» **WHAT THIS TASK INVOLVES**
Each line from the top of the listing through the one holding "min-h-screen overflow-hidden bg-white" should be restated word for word, with nothing added and no pictures.

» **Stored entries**
:::

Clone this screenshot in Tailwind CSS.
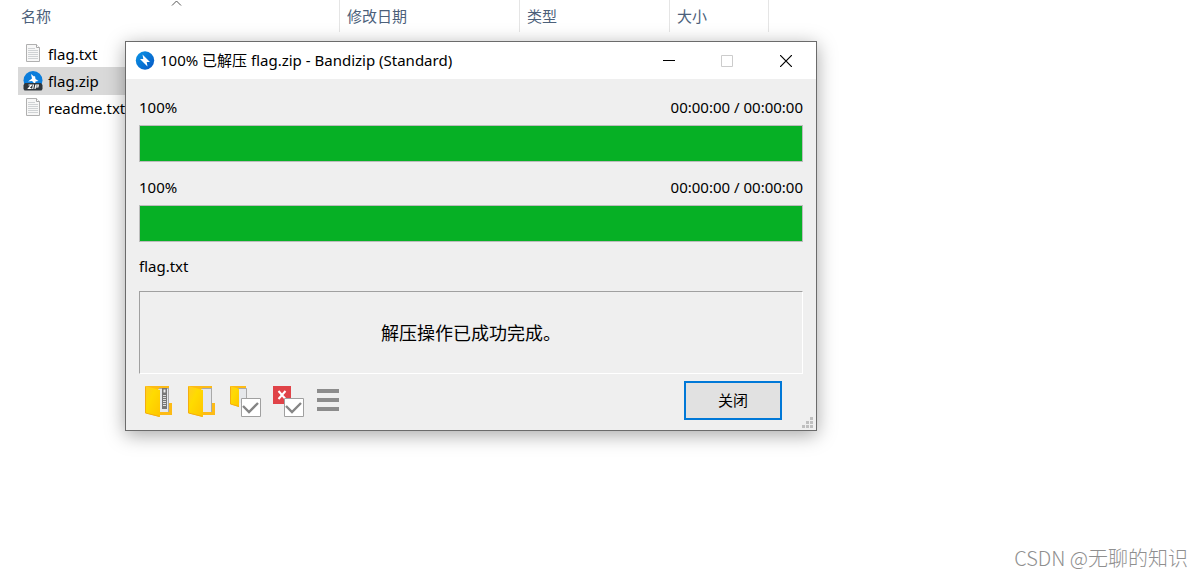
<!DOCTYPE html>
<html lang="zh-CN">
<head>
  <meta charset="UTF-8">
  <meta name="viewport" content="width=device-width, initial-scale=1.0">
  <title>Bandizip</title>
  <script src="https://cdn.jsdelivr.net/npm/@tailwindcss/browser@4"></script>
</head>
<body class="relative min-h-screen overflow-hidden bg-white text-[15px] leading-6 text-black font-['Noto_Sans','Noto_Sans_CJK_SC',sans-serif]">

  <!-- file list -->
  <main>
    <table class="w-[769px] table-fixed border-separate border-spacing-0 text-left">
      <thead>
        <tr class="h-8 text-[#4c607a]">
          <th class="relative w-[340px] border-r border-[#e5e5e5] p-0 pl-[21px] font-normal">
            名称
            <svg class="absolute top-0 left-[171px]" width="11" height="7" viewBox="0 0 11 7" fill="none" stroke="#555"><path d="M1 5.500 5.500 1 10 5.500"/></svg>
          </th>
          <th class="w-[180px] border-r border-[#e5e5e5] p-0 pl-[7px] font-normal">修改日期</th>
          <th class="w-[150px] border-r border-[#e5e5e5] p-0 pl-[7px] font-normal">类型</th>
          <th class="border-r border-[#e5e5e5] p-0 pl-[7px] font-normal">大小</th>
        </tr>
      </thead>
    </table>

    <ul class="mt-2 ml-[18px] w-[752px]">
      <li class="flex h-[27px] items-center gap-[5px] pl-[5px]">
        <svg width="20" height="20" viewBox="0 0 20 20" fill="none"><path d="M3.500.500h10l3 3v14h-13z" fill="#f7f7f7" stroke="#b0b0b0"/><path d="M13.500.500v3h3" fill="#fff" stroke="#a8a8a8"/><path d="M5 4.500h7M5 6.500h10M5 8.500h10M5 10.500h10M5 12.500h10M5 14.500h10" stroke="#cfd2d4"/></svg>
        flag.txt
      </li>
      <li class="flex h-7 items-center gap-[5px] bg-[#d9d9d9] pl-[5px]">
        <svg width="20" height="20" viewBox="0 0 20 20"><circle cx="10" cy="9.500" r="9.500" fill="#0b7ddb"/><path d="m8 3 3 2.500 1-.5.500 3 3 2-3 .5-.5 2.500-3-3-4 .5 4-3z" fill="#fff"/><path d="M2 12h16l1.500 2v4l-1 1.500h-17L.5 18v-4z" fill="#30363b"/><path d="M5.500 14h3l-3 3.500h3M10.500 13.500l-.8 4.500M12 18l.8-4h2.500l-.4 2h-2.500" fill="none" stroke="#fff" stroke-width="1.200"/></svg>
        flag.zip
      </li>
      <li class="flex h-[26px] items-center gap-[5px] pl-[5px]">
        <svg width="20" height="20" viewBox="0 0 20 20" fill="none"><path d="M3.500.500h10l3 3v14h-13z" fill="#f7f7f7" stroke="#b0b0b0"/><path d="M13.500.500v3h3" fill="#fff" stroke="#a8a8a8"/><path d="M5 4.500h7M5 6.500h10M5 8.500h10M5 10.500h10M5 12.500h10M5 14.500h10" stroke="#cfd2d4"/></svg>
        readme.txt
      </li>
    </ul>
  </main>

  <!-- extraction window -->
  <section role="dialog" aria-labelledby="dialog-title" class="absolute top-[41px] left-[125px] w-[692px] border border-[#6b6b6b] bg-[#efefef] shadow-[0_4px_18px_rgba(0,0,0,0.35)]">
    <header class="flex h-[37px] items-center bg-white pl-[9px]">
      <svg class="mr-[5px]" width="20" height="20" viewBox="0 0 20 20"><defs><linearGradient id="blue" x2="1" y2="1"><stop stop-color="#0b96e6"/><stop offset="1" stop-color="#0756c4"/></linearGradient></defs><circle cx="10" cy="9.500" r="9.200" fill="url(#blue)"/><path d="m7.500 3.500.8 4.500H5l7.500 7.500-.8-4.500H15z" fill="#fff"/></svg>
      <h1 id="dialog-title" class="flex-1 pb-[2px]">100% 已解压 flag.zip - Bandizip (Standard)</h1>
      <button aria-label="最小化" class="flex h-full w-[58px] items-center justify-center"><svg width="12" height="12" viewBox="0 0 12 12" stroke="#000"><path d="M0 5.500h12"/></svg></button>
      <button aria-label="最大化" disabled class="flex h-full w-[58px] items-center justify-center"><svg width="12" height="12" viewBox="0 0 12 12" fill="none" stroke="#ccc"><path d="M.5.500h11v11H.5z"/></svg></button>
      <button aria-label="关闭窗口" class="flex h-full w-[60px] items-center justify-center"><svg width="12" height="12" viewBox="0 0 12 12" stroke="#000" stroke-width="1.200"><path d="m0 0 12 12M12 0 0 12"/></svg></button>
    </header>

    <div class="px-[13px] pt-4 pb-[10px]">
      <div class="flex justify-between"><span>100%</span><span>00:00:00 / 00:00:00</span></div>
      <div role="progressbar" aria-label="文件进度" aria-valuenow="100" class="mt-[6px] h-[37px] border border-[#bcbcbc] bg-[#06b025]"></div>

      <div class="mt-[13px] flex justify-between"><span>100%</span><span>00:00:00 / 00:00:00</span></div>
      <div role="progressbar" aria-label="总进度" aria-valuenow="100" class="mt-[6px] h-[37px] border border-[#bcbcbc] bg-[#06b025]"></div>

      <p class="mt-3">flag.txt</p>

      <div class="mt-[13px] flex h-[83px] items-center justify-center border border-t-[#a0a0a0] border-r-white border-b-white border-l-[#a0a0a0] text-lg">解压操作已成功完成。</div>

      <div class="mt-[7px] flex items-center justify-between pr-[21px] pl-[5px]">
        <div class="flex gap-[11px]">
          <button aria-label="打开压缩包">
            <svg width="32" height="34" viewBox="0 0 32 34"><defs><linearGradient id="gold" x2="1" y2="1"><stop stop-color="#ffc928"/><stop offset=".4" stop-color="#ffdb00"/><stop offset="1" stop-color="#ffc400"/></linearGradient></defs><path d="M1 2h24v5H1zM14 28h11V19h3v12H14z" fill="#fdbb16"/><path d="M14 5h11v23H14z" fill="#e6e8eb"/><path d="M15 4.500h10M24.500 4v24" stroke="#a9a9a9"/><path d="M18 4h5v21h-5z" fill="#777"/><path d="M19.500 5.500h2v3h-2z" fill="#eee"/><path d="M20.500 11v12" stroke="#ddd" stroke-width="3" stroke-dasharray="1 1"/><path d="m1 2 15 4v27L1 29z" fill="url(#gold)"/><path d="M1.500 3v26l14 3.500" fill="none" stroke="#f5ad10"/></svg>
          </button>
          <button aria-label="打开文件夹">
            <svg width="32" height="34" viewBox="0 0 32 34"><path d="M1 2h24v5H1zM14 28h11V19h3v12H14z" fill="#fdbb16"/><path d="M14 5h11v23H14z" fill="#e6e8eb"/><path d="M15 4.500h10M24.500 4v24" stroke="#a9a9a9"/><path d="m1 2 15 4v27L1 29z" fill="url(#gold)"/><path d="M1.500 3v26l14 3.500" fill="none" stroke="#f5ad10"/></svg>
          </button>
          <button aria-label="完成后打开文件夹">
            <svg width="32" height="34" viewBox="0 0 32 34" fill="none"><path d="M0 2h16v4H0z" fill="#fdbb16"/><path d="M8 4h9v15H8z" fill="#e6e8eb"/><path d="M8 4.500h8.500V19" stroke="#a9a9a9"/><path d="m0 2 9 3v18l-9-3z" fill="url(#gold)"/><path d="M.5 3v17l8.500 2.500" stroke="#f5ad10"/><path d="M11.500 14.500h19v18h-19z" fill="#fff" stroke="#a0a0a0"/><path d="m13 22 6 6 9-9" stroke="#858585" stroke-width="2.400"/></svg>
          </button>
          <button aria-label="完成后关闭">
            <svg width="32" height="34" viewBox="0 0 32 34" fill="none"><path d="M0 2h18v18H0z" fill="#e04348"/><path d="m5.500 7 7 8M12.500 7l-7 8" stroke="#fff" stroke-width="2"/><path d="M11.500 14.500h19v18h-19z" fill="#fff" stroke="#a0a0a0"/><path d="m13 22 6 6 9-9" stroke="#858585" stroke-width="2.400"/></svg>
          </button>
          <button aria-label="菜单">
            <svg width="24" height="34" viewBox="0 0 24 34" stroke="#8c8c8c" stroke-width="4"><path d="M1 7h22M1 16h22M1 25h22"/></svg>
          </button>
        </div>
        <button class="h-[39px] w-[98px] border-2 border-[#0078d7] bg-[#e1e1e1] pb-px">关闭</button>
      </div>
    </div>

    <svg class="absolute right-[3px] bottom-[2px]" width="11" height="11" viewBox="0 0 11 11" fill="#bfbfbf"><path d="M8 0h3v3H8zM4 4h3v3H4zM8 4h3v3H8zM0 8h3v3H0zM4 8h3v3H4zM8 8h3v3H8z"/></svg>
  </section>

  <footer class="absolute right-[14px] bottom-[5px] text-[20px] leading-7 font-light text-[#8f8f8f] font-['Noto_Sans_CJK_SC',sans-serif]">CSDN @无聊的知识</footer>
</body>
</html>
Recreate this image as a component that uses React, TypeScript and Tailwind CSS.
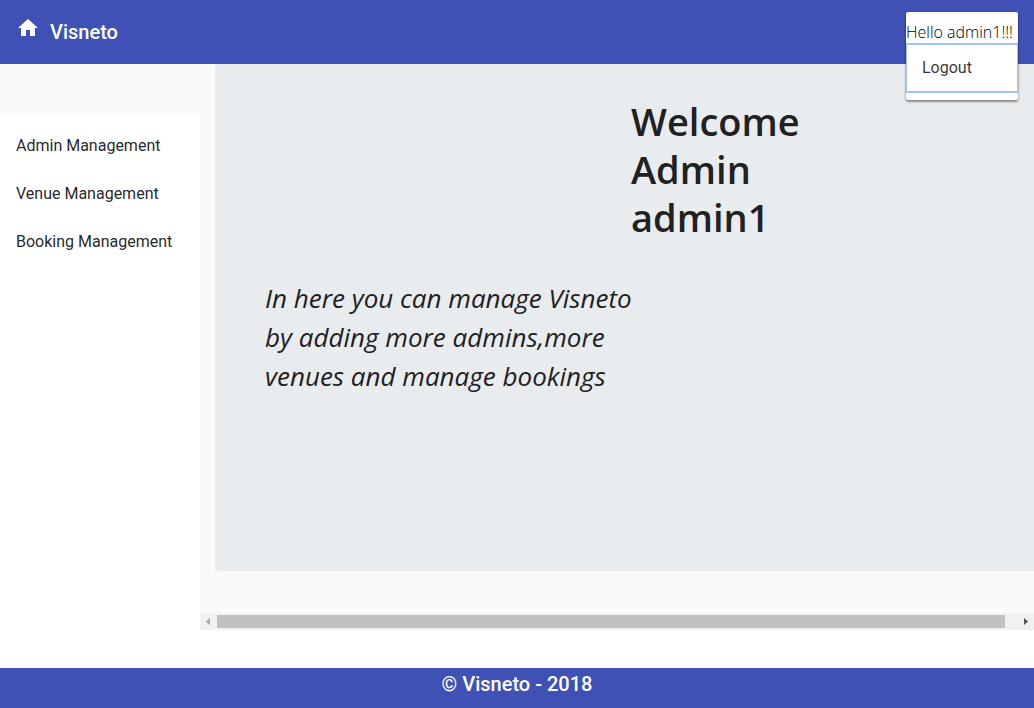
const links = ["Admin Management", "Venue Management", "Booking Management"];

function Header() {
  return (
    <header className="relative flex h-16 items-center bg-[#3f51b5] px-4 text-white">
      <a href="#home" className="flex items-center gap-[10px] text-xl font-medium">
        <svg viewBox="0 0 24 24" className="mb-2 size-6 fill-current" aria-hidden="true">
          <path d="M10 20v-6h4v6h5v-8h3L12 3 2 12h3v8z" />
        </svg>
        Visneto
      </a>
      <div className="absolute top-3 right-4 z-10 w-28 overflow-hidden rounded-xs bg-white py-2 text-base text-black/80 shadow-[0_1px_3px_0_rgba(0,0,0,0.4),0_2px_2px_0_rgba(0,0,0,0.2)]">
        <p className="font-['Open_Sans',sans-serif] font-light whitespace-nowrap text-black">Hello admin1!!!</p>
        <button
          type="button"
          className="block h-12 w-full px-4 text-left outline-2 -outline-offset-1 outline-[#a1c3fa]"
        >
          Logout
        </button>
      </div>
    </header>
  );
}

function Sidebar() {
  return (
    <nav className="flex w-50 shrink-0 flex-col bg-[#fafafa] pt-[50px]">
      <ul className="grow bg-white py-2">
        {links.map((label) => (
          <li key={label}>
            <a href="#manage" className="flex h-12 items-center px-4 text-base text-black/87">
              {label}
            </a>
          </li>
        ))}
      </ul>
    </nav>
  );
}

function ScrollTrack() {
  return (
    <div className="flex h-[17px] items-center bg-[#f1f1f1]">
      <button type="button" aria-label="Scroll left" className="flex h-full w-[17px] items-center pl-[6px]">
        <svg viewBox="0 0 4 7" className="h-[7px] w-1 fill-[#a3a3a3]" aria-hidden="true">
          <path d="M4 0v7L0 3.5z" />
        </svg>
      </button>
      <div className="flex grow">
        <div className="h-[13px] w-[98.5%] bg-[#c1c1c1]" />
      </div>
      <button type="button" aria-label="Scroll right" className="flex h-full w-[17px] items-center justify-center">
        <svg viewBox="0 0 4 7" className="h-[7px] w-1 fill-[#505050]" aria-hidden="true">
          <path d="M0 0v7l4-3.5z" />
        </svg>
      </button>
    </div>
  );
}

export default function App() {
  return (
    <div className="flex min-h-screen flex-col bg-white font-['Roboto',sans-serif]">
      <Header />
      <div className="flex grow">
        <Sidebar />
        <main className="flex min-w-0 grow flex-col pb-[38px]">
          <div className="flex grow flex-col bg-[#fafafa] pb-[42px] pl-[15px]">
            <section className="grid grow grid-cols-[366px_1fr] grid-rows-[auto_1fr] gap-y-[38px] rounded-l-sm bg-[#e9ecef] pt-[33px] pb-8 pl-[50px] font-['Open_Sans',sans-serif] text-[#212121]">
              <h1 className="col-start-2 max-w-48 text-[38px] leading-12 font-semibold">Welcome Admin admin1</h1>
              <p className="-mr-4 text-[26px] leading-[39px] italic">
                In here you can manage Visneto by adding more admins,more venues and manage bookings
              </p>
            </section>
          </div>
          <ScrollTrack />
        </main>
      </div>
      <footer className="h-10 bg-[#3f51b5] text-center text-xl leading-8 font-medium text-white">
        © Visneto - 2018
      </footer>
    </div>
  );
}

:::

» **CORRECT ANSWER**
Clone this screenshot in Tailwind CSS.
<!DOCTYPE html>
<html lang="zh-CN">
<head>
  <meta charset="UTF-8">
  <meta name="viewport" content="width=device-width, initial-scale=1.0">
  <title>Bandizip</title>
  <script src="https://cdn.jsdelivr.net/npm/@tailwindcss/browser@4"></script>
</head>
<body class="relative min-h-screen overflow-hidden bg-white text-[15px] leading-6 text-black font-['Noto_Sans','Noto_Sans_CJK_SC',sans-serif]">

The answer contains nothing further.